A total of 63,000 companies in Cyprus that the Registrar is trying to write off are stuck in bureaucracy with the Cyprus Tax Department blocking such a move.
And this gives the government a real headache because the Global Forum on Transparency and Exchange of Information for Tax Purposes is due to visit Cyprus in November for an evaluation.
The Forum consists of OECD countries, including Cyprus, and other jurisdictions that agreed to implement tax related transparency and information exchange.
Cyprus which has been targeted by international organisations over alleged money laundering activity is keen to clear out its name.
That’s why the two government departments are now zealous in their bid to ensure transparency and combat tax evasion.

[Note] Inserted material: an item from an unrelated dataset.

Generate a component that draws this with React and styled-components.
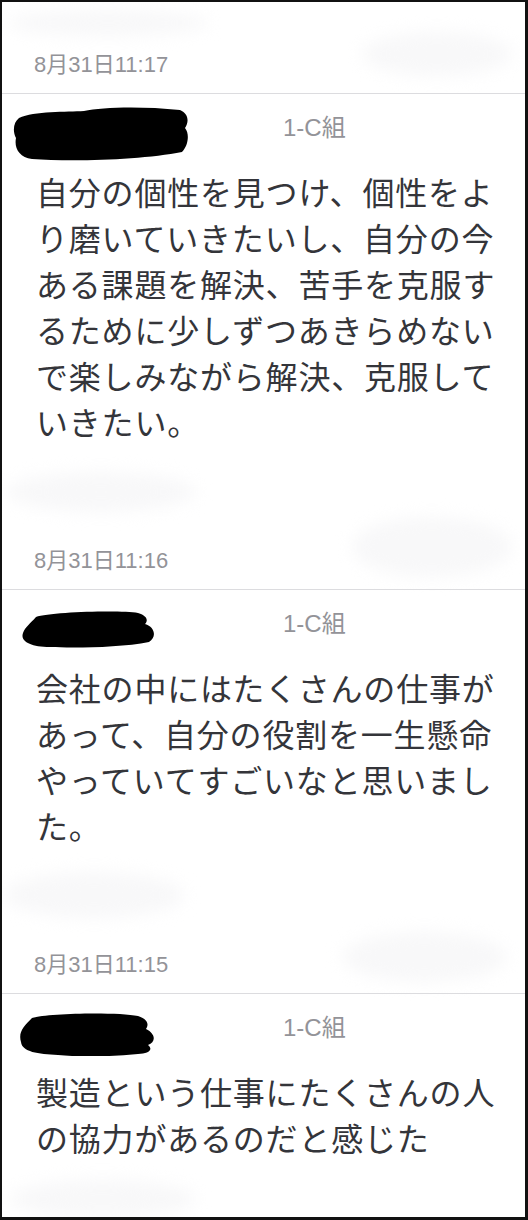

Officers of the Registrar of Companies have said the Tax Department is blocking the deletion of the 63,000 companies, many of which are very old, while some 23,000 are even without a postal code.
In addition, the majority of these companies are not viable and do not submit annual reports to the Registrar to indicate that there is some traffic. These companies have been inactive for many years with no managers or secretaries in sight.
And in most cases these companies were registered for some reason and have remained inactive ever since.
The Department of Tax, however, cannot delete them because these companies owe taxes. That’s why tax officers are now processing the data to decide whether to give the green light to the Registrar to delete the companies or whether they will seek to recover due taxes.
The obstacle created is because of the big number of companies, and the government is called upon to seek solutions to facilitate the process so that it is carried out smoothly and quickly.
The previous evaluation by the Global Forum was in 2015.